Congressional Democrats have once again targeted the Environmental Protection Agency, claiming it ignored ethics requirements that are designed to ensure regulators overseeing industrial pollution and chemical safety aren’t doing favors for former employers and clients.

Democrats on the House Committee on Oversight and Reform maintained in a letter to the EPA that newly released documents show the EPA allowed senior officials to avoid or delay completing required ethics forms.

“In the absence of a functioning ethics program, EPA cannot reasonably assure that political appointees are making unbiased decisions when carrying out the governmental responsibilities entrusted to them by the American people,” said Representatives Carolyn Maloney and Harley Rouda. Maloney, a Democrat from New York, is the head of the panel, while California’s Rouda leads one of its subcommittees.

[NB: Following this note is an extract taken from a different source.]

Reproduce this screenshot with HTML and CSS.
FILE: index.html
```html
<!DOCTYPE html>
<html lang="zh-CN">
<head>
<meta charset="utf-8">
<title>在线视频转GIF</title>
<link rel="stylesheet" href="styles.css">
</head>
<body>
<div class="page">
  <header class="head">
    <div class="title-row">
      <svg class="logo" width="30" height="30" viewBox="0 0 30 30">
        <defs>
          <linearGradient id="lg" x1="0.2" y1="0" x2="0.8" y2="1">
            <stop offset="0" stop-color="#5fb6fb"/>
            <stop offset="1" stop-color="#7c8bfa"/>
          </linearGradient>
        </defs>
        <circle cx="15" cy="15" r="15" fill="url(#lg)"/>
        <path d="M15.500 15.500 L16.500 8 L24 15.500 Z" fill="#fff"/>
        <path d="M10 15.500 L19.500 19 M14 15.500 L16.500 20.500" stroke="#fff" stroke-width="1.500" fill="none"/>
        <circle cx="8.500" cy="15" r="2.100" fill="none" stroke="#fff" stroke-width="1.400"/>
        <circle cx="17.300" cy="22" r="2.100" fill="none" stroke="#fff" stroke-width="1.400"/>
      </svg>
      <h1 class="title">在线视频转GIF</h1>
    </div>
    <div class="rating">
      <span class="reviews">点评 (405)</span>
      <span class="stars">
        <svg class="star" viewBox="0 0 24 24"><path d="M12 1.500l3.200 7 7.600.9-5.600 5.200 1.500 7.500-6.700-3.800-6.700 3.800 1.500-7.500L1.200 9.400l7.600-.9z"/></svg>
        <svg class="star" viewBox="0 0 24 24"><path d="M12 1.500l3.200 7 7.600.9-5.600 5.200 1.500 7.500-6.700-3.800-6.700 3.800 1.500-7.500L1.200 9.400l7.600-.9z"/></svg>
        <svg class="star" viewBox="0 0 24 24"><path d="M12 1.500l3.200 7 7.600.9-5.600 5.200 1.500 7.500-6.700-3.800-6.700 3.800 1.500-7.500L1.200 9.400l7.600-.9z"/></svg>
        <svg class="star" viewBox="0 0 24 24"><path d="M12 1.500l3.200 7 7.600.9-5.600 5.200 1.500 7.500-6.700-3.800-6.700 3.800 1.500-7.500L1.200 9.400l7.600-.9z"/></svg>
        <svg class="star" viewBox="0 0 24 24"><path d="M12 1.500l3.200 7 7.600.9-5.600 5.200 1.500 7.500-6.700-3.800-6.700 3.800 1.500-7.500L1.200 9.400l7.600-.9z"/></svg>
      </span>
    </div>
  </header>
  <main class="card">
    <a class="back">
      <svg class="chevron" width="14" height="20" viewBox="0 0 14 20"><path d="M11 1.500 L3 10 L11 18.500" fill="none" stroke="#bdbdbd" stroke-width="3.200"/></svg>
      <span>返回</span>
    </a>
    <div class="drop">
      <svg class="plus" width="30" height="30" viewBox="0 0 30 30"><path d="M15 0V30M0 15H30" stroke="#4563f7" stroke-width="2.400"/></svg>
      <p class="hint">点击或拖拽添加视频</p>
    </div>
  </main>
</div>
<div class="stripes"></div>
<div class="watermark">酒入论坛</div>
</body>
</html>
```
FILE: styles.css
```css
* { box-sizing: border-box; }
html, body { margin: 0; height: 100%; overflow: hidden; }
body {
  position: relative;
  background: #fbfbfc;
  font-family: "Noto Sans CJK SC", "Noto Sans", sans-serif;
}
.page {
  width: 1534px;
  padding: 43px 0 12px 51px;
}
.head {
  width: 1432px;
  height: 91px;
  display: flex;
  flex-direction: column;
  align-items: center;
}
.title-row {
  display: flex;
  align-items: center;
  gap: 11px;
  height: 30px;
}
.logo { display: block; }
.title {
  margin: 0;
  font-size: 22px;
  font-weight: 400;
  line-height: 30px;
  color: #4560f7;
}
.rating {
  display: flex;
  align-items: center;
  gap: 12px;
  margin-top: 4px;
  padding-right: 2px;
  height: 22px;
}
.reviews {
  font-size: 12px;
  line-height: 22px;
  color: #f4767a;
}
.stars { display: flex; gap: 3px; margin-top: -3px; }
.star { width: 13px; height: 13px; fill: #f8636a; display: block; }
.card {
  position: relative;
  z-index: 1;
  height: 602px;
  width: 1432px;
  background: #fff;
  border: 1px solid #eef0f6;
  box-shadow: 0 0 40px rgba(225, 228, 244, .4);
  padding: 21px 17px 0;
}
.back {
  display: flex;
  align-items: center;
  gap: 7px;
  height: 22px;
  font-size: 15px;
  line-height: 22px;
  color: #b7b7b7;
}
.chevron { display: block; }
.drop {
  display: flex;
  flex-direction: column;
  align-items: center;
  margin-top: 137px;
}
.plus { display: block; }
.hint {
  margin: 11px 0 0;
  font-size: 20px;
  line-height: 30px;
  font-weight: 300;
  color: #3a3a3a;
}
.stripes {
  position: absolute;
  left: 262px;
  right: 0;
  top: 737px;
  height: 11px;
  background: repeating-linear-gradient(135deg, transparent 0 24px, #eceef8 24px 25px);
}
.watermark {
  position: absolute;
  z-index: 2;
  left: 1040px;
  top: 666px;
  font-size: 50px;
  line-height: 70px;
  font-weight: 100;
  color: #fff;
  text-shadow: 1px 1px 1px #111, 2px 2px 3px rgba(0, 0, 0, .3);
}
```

At issue are ethics and recusal requirements meant to ensure political appointees steer clear of conflicts of interest and don’t get deeply involved in issues they handled recently in private practice. Under a 2017 Trump administration ethics policy, appointees must recuse themselves from matters involving former employers and clients for two years. However, that requirement can be waived where the need for an appointee’s expertise is deemed to outweigh conflict-of-interest concerns.

The ethics pledges matter, the Democrats say, because they are designed “to build and sustain an ethical culture in the executive branch, including among political appointees who constitute top agency management.”

But the EPA moved slowly to finalize recusal and ethics commitments, according to the Democrats’ analysis. They found that it took 49 days on average for EPA political appointees to sign ethics pledges after they took office and an average of 151 days to finalize required recusal statements specifying how they would avoid previous issues, clients and employers.

The EPA’s former top air pollution regulator, Bill Wehrum, took more than 300 days to finalize his recusal statement, despite previous work on behalf of power utilities and energy companies, they found. In the meantime, Wehrum, the former assistant administrator for the Office of Air and Radiation, was able to work on topics such as auto emissions requirements that directly impacted the oil industry he once represented, the Democrats said.

The EPA rejected the congressional Democrats’ characterization.

“All EPA appointees and advisory board members take their ethics obligations seriously and endeavor to comply with ethics laws and guidelines, and the requirements under the Trump ethics pledge; to say otherwise is just flat out false,” the agency said in an emailed statement.

The oversight committee did not raise concerns with the matter while the EPA was providing information it requested, the agency said. “It is strange that the committee would wait months to raise this issue in the press and not during those discussions.”